It was precisely Newman’s extraordinary sensitivity to the niceties of the spiritual life—those elements which, though withdrawn and veiled from the world, are completely open and susceptible to that Life which is communicated to the believer in moments of exceptional grace and, above all, in the reception and meditation on the sacraments, that made the ultra-montanists in the Catholic Church (those, that is to say, who emphasized the authoritarian as opposed to the poetic dimension of faith), uneasy and even skeptical of Newman’s profession. This paradoxical combination of spiritual passion and urbane understatement which characterizes Newman’s utterance made him a bewildering and sometimes suspect figure for Catholics and Protestants alike.

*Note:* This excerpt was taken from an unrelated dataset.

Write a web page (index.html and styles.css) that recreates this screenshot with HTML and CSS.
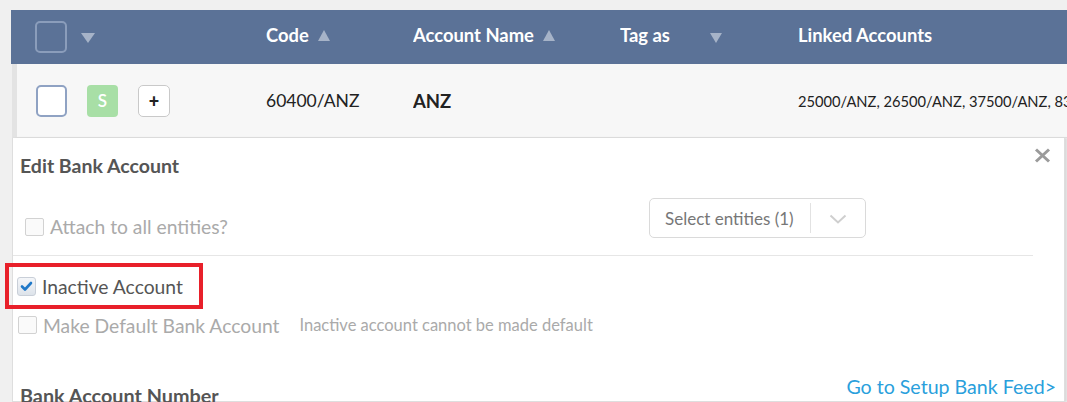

Sheer dogmatic assertion and emotional self-intoxication which are often confused with faith were far from Newman’s customary apprehension of the Divine. As he wrote, “we should avoid a boastful display of our better feelings and practices, silently serving God without human praise, and hiding our conscientiousness except when it would dishonor God to do so . . . [the] seasons [of explicit profession] . . . are comparatively rare. But we are always with ourselves and our God; and that silent inward confession in His presence may be sustained and continual, and will end in durable fruit.” Notwithstanding Newman’s preference for this inward and meditative approach to God, his life as both Anglican and Catholic was beset with controversy of an often acrimonious nature. His detractors were many and, therefore, before further engaging his sermons, it would be serviceable to recollect some of the salient events and conflicts in Newman’s life and the way in which they influenced the evolution of his faith.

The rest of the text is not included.